One thing which will be immediately obvious when the Blues begin the Super Rugby season is the youthfulness of their squad.

Seven are under the age of 21 in the squad of 41, including five from the region - Blake Gibson, Akira Ioane, Reiko Ioane, Sam Nock and Jordan Trainer - who have signed for four years, signings the franchise believes will hold it in good stead for years to come.

A sixth, midfielder TJ Faiane, won't play this year because of a recent knee injury.

After criticism for allowing Malakai Fekitoa and Waisake Naholo to slip through their fingers to the Highlanders, from where they made the All Blacks, the Blues believe they have become much better at holding on to their best talent.


"We have seen a massive increase in the retention of players... Not all of them have taken contracts, but they've chosen to stay in the area because we've had good engagement with them," said Blues high performance manager Tony Hanks.

"If we were in a draft system like American sport, the players we've retained would certainly be top-10 draft picks."

Loose forward Akira Ioane made an immediate impact last season in a struggling team which finished second to last on the table. This year he and brother Reiko, a midfielder, will be on All Blacks sevens duty which will curtail their appearances, but Akira, and fellow loose forward Blake Gibson, proved they could make the step up to Super Rugby level, a leap which provides Hanks with confidence that the Blues' youth system is working.

Reiko Ioane, halfback Nock, fullback Trainer and Faiane have yet to play a Super Rugby match but all are considered big talents.

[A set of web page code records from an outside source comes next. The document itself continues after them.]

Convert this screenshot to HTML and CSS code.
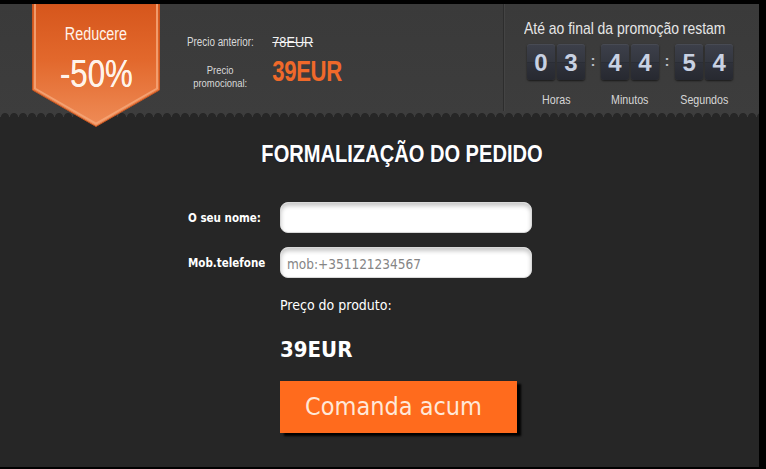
FILE: index.html
```html
<!DOCTYPE html>
<html lang="pt">
<head>
<meta charset="utf-8">
<title>Formalização do pedido</title>
<link rel="stylesheet" href="styles.css">
</head>
<body>
<div class="page">
  <header class="top">
    <div class="badge">
      <svg class="badge-shape" viewBox="0 0 128 123" width="128" height="123" aria-hidden="true">
        <defs>
          <linearGradient id="bg" x1="0" y1="0" x2="0" y2="1">
            <stop offset="0" stop-color="#d6561c"/>
            <stop offset="0.45" stop-color="#e2682c"/>
            <stop offset="1" stop-color="#ef8c57"/>
          </linearGradient>
        </defs>
        <polygon points="0.5,0 127.5,0 127.5,86 64,122.5 0.5,86" fill="url(#bg)" stroke="#c9551f" stroke-width="1"/>
        <polyline points="3,0 3,84.5 64,119.5 125,84.5 125,0" fill="none" stroke="#f5a678" stroke-width="2" opacity="0.85"/>
      </svg>
      <div class="badge-text">
        <span class="badge-small">Reducere</span>
        <span class="badge-big">-50%</span>
      </div>
    </div>

    <div class="prices">
      <span class="p-label">Precio anterior:</span>
      <span class="p-old">78EUR</span>
      <span class="p-label two">Precio<br>promocional:</span>
      <span class="p-new">39EUR</span>
    </div>

    <div class="timer">
      <div class="timer-title">Até ao final da promoção restam</div>
      <div class="clock">
        <div class="unit">
          <div class="digits"><span class="d">0</span><span class="d">3</span></div>
          <span class="u-label">Horas</span>
        </div>
        <span class="colon">:</span>
        <div class="unit">
          <div class="digits"><span class="d">4</span><span class="d">4</span></div>
          <span class="u-label">Minutos</span>
        </div>
        <span class="colon">:</span>
        <div class="unit">
          <div class="digits"><span class="d">5</span><span class="d">4</span></div>
          <span class="u-label">Segundos</span>
        </div>
      </div>
    </div>
  </header>

  <main class="order">
    <div class="order-inner">
      <h1 class="title">FORMALIZAÇÃO DO PEDIDO</h1>
      <form class="form">
        <div class="row">
          <label class="f-label" for="nome">O seu nome:</label>
          <input class="f-input" id="nome" type="text">
        </div>
        <div class="row">
          <label class="f-label" for="tel">Mob.telefone</label>
          <input class="f-input" id="tel" type="text" placeholder="mob:+351121234567">
        </div>
        <div class="col">
          <div class="prod-label">Preço do produto:</div>
          <div class="prod-price">39EUR</div>
          <button class="btn" type="button">Comanda acum</button>
        </div>
      </form>
    </div>
  </main>
</div>
</body>
</html>
```

FILE: styles.css
```css
html, body {
  margin: 0;
  padding: 0;
  background: #000;
  height: 469px;
  overflow: hidden;
}

.page {
  width: 759px;
  height: 463px;
  margin-top: 4px;
  display: flex;
  flex-direction: column;
  background: #262626;
  font-family: "DejaVu Sans Condensed", "DejaVu Sans", sans-serif;
}

/* ---------- header ---------- */
.top {
  height: 113px;
  flex-shrink: 0;
  display: flex;
  align-items: flex-start;
  background:
    radial-gradient(circle at 5px 6px, #262626 3.6px, rgba(38,38,38,0) 4.4px) left bottom / 9px 6px repeat-x,
    linear-gradient(#3a3a3a, #3d3d3d);
  font-family: "Liberation Sans", Arial, sans-serif;
}

.badge {
  position: relative;
  z-index: 2;
  flex-shrink: 0;
  width: 128px;
  height: 123px;
  margin-left: 32px;
}

.badge-shape {
  display: block;
}

.badge-text {
  position: absolute;
  left: 0;
  top: 0;
  width: 128px;
  display: flex;
  flex-direction: column;
  align-items: center;
  color: #fff3ea;
}

/* narrow type: Liberation Sans compressed horizontally */
.badge-small {
  margin-top: 20px;
  font-size: 17.5px;
  line-height: 20px;
  transform: scaleX(0.82);
}

.badge-big {
  margin-top: 9px;
  font-size: 38px;
  line-height: 42px;
  transform: scaleX(0.82);
  text-shadow: 0 0 0.6px #fff3ea;
}

.prices {
  margin-left: 27px;
  margin-top: 29px;
  display: grid;
  grid-template-columns: 81px auto;
  column-gap: 23px;
  align-items: start;
  transform: scaleX(0.82);
  transform-origin: left top;
}

.p-label {
  font-size: 12px;
  line-height: 14px;
  color: #d9d9d9;
  text-align: center;
  white-space: nowrap;
  margin-top: 2px;
}

.p-label.two {
  font-size: 11.5px;
  line-height: 13px;
  margin-top: 13px;
}

.p-old {
  font-size: 15.5px;
  line-height: 18px;
  color: #f2f2f2;
  text-decoration: line-through;
}

.p-new {
  margin-top: 2.7px;
  font-size: 30px;
  line-height: 34px;
  font-weight: bold;
  color: #f0692a;
  letter-spacing: -0.5px;
  transform: scaleX(0.9);
  transform-origin: left top;
}

.timer {
  margin-left: auto;
  align-self: stretch;
  margin-bottom: 6px;
  width: 235px;
  padding: 15px 0 0 20px;
  border-left: 1px solid #2d2d2d;
  box-shadow: inset 1px 0 0 #444;
}

.timer-title {
  font-size: 17px;
  line-height: 20px;
  color: #e6e6e6;
  white-space: nowrap;
  transform: scaleX(0.82);
  transform-origin: left top;
}

.clock {
  display: flex;
  align-items: flex-start;
  margin-top: 5px;
  margin-left: 3px;
}

.unit {
  display: flex;
  flex-direction: column;
  align-items: center;
}

.digits {
  display: flex;
  gap: 2px;
}

.d {
  width: 28px;
  height: 36px;
  border-radius: 3px;
  background:
    linear-gradient(#3d404a 0%, #343740 49%, #1c1d22 49.5%, #1c1d22 51%, #2f323b 51.5%, #272930 100%);
  box-shadow: 0 1px 2px rgba(0,0,0,.6), inset 0 1px 0 rgba(255,255,255,.06);
  color: #c8d1e2;
  font-size: 24px;
  font-weight: bold;
  line-height: 37px;
  text-align: center;
}

.colon {
  width: 16px;
  text-align: center;
  color: #b8bcc4;
  font-size: 15px;
  font-weight: bold;
  line-height: 34px;
}

.u-label {
  margin-top: 12px;
  font-size: 13px;
  line-height: 16px;
  color: #d6d6d6;
  white-space: nowrap;
  transform: scaleX(0.82);
}

/* ---------- order form ---------- */
.order {
  flex: 1;
  padding-top: 22px;
}

.order-inner {
  margin-left: 188px;
  width: 428px;
}

.title {
  margin: 0;
  font-family: "Liberation Sans", Arial, sans-serif;
  font-weight: bold;
  font-size: 24.5px;
  line-height: 30px;
  color: #fff;
  text-align: center;
  white-space: nowrap;
  text-shadow: 1px 1px 1px #1b2233;
  transform: scaleX(0.82);
}

.form {
  margin-top: 33px;
  display: flex;
  flex-direction: column;
}

.row {
  display: flex;
  align-items: center;
  height: 31px;
  margin-bottom: 14px;
}

.f-label {
  width: 92px;
  flex-shrink: 0;
  font-size: 11.5px;
  font-weight: bold;
  color: #fff;
}

.f-input {
  box-sizing: border-box;
  width: 252px;
  height: 31px;
  margin: 0;
  padding: 2px 6px 0;
  border: 1px solid #d8d8d8;
  border-radius: 8px;
  background: #fff;
  box-shadow: inset 0 3px 4px rgba(0,0,0,.22);
  font-family: "DejaVu Sans Condensed", "DejaVu Sans", sans-serif;
  font-size: 13.5px;
  color: #333;
  outline: none;
}

.f-input::placeholder {
  color: #858585;
}

.col {
  margin-left: 92px;
  margin-top: 5px;
  display: flex;
  flex-direction: column;
  align-items: flex-start;
}

.prod-label {
  font-size: 14px;
  line-height: 17px;
  color: #fff;
}

.prod-price {
  margin-top: 23px;
  font-size: 22px;
  line-height: 25px;
  font-weight: bold;
  color: #fff;
}

.btn {
  margin-top: 19px;
  width: 237px;
  height: 52px;
  border: 0;
  padding: 0 10px 0 0;
  background: #ff6b1d;
  box-shadow: 4px 3px 2px #000;
  color: #ffe8d8;
  font-family: "DejaVu Sans Condensed", "DejaVu Sans", sans-serif;
  font-size: 25px;
  line-height: 52px;
  text-align: center;
  cursor: pointer;
}
```
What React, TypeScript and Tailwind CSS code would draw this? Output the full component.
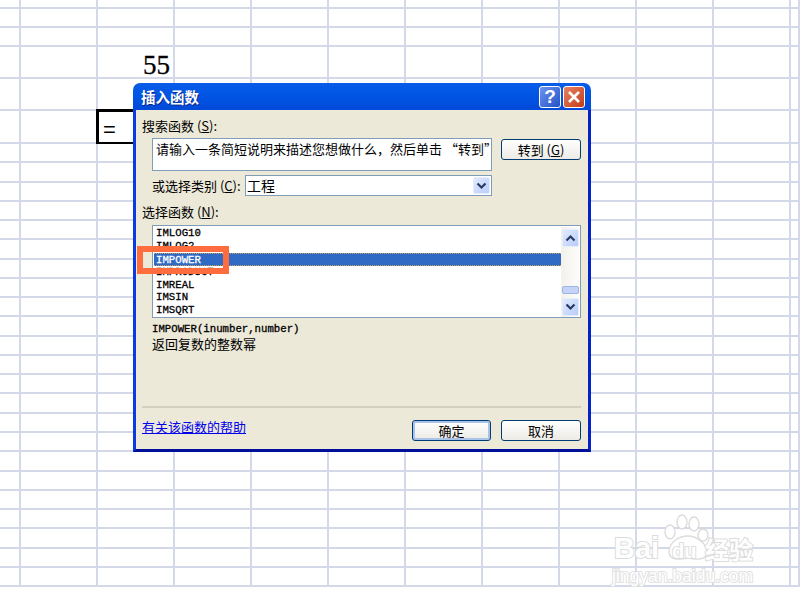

The relative inexperience of the squad is indicative of Tana Umaga's rebuilding job at a franchise which has under-performed for years.

Captain Jerome Kaino is by far the most experienced of the squad at the age of 32, and lock Patrick Tuipulotu, a 23-year-old who made his Blues debut in 2014, is regarded as a senior player.

Eighty per cent of the squad is from within the Blues region.

Hanks said the departures of Fekitoa and Naholo were before his time.

"We're always going to find if two players leave and make the All Blacks it's, 'Well, why didn't you hold on to them?'

"We can't keep everyone and I think even Malakai has admitted that he learned a lot through the move.

"We certainly think we're getting better. We feel we're pretty robust around any selection we've made. The information we're getting before we sign someone is pretty extensive."

Hanks, a former head of the Auckland Rugby Union's academy who returned to the city after stints at Waikato and Wasps in England, said his youth philosophy was simple.

"If you give them a chance some of them just really take to it and until you put them out there you don't know."